6. Operating voltage then, as you say above, will be open circuit voltage less the voltage drop resulting from synchronous reactance.
7. The open circuit voltage will be the open circuit voltage at the speed which the turbine / alternator settles to for each level of power output.
8. This speed is determined ultimately by the point at which the torque output of the pelton is exactly met by the torque requirement of the alternator.
9. In reaching this equilibrium, a factor which needs to be brought in to consideration is that the torque output of the pelton itself will be changed by the load imposed by the alternator.
10. Such a change in torque output of the pelton comes about when it comes under load, not because of any change in the primary determinants of pelton torque, namely net head and flow, but by the speed of the pelton moving away from, or toward, that speed at which it is maximally efficient at converting the available head and flow into useable torque.
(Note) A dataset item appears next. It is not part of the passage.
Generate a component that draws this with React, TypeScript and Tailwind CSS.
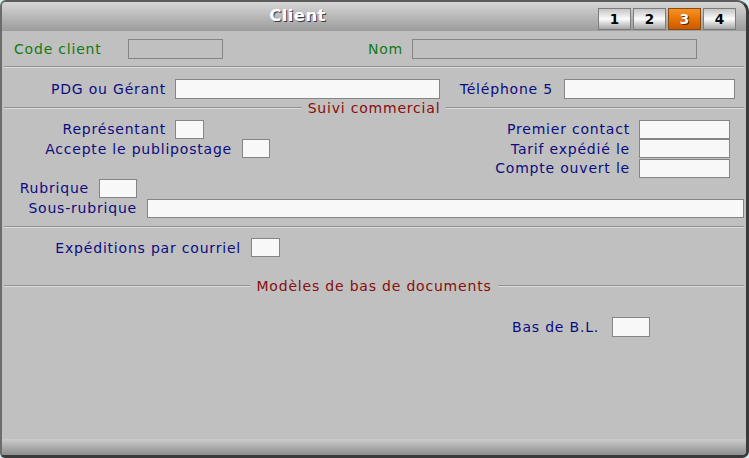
import type { ReactNode } from 'react';

// Fiche "Client", onglet 3 : suivi commercial et modèles de documents

interface FieldProps {
  width: string;
  height?: string;
  readOnly?: boolean;
}

function Field({ width, height = 'h-[19px]', readOnly = false }: FieldProps) {
  return (
    <div
      className={`${width} ${height} shrink-0 border border-[#858585] ${
        readOnly ? 'bg-[#c0c0c0]' : 'bg-[#f8f8f8]'
      }`}
    />
  );
}

function Label({ className = '', color = 'text-[#0c0c80]', children }: { className?: string; color?: string; children: ReactNode }) {
  return <div className={`shrink-0 leading-[18px] whitespace-nowrap ${color} ${className}`}>{children}</div>;
}

function Rule({ className = '' }: { className?: string }) {
  return <div className={`mx-[2px] h-0 border-t border-t-[#929292] border-b border-b-[#dcdcdc] ${className}`} />;
}

function Section({ title, className = '' }: { title: string; className?: string }) {
  return (
    <div className={`mx-[2px] flex h-[18px] items-center ${className}`}>
      <div className="h-0 flex-1 border-t border-t-[#929292] border-b border-b-[#dcdcdc]" />
      <span className="px-[6px] leading-[18px] text-[#8a0c0c]">{title}</span>
      <div className="h-0 flex-1 border-t border-t-[#929292] border-b border-b-[#dcdcdc]" />
    </div>
  );
}

function RightPair({ label }: { label: string }) {
  return (
    <div className="ml-auto mr-[16px] flex items-center">
      <Label className="pr-[9px]">{label}</Label>
      <Field width="w-[91px]" />
    </div>
  );
}

const tabs = ['1', '2', '3', '4'];
const activeTab = '3';

export default function App() {
  return (
    <div className="h-[458px] w-[749px] bg-[#d6ecec] font-['DejaVu_Sans','Liberation_Sans',sans-serif] text-[14px] tracking-[0.8px]">
      <div className="flex h-full flex-col overflow-hidden rounded-tl-[6px] rounded-tr-[12px] rounded-bl-[5px] rounded-br-[7px] border-t-2 border-l-2 border-r-[3px] border-b-[3px] border-t-[#5c5c5c] border-l-[#6c6c6c] border-r-[#3a3a3a] border-b-[#3a3a3a] bg-[#c0c0c0]">
        {/* Title bar */}
        <div className="flex h-[29px] shrink-0 bg-linear-to-b from-[#d6d6d6] to-[#9c9c9c]">
          <div className="flex flex-1 items-center justify-center pr-[5px] text-[16.5px] font-bold tracking-[0.4px] text-white [text-shadow:1px_1px_0_#3c3c3c]">
            Client
          </div>
          <div className="mr-[10px] mt-[6px] flex gap-[2px] self-start">
            {tabs.map((tab) => {
              const isActive = tab === activeTab;
              return (
                <div
                  key={tab}
                  className={`flex h-[22px] w-[33px] items-center justify-center border text-[13.5px] font-bold tracking-normal ${
                    isActive
                      ? 'border-[#8a4a10] bg-linear-to-b from-[#f49224] via-[#e87400] to-[#c85a00] text-white [text-shadow:1px_1px_0_#5a2a00]'
                      : 'border-[#7c7c7c] bg-linear-to-b from-[#c4c4c4] via-[#fcfcfc] to-[#a6a6a6] text-black'
                  }`}
                >
                  {tab}
                </div>
              );
            })}
          </div>
        </div>

        {/* Form body */}
        <div className="flex flex-1 flex-col pt-[8px]">
          <div className="flex h-[20px] items-center">
            <Label className="w-[126px] pl-[12px]" color="text-[#127a12]">Code client</Label>
            <Field width="w-[95px]" height="h-[20px]" readOnly />
            <Label className="w-[189px] pr-[9px] text-right" color="text-[#127a12]">Nom</Label>
            <Field width="w-[285px]" height="h-[20px]" readOnly />
          </div>

          <Rule className="mt-[7px]" />

          <div className="mt-[11px] flex h-[20px] items-center">
            <Label className="w-[173px] pr-[9px] text-right">PDG ou Gérant</Label>
            <Field width="w-[265px]" height="h-[20px]" />
            <Label className="w-[124px] pr-[11px] text-right">Téléphone 5</Label>
            <Field width="w-[171px]" height="h-[20px]" />
          </div>

          <Section title="Suivi commercial" />

          <div className="mt-[2px] flex h-[20px] items-center">
            <Label className="w-[173px] pr-[9px] text-right">Représentant</Label>
            <Field width="w-[29px]" />
            <RightPair label="Premier contact" />
          </div>
          <div className="flex h-[19px] items-center">
            <Label className="w-[240px] pr-[10px] text-right">Accepte le publipostage</Label>
            <Field width="w-[28px]" />
            <RightPair label="Tarif expédié le" />
          </div>
          <div className="flex h-[20px] items-center">
            <RightPair label="Compte ouvert le" />
          </div>
          <div className="flex h-[20px] items-center">
            <Label className="w-[97px] pr-[10px] text-right">Rubrique</Label>
            <Field width="w-[38px]" />
          </div>
          <div className="flex h-[20px] items-center">
            <Label className="w-[145px] pr-[10px] text-right">Sous-rubrique</Label>
            <Field width="w-[597px]" />
          </div>

          <Rule className="mt-[8px]" />

          <div className="mt-[10px] flex h-[19px] items-center">
            <Label className="w-[249px] pr-[10px] text-right">Expéditions par courriel</Label>
            <Field width="w-[29px]" />
          </div>

          <Section title="Modèles de bas de documents" className="mt-[20px]" />

          <div className="mt-[22px] flex h-[20px] items-center">
            <Label className="w-[610px] pr-[13px] text-right">Bas de B.L.</Label>
            <Field width="w-[38px]" height="h-[20px]" />
          </div>

          <div className="flex-1" />
        </div>

        {/* Bottom bar */}
        <div className="h-[16px] shrink-0 bg-linear-to-b from-[#cbcbcb] to-[#8e8e8e]" />
      </div>
    </div>
  );
}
11. This point is the ‘sweet spot’ for the system.
12. The ‘sweet spot’ happens when the pelton’s speed, measured at its pcd, is about half jet velocity (more precisely 0.46 x Vjet).

I’m intending to write a new blog post under the title “More thoughts about inverters” bringing in some of the understanding touched on above. It might not be any more sound, scientifically speaking, than my earlier efforts so feel free to comment further!
As ever thanks for taking the time to put your mind into gear about all this.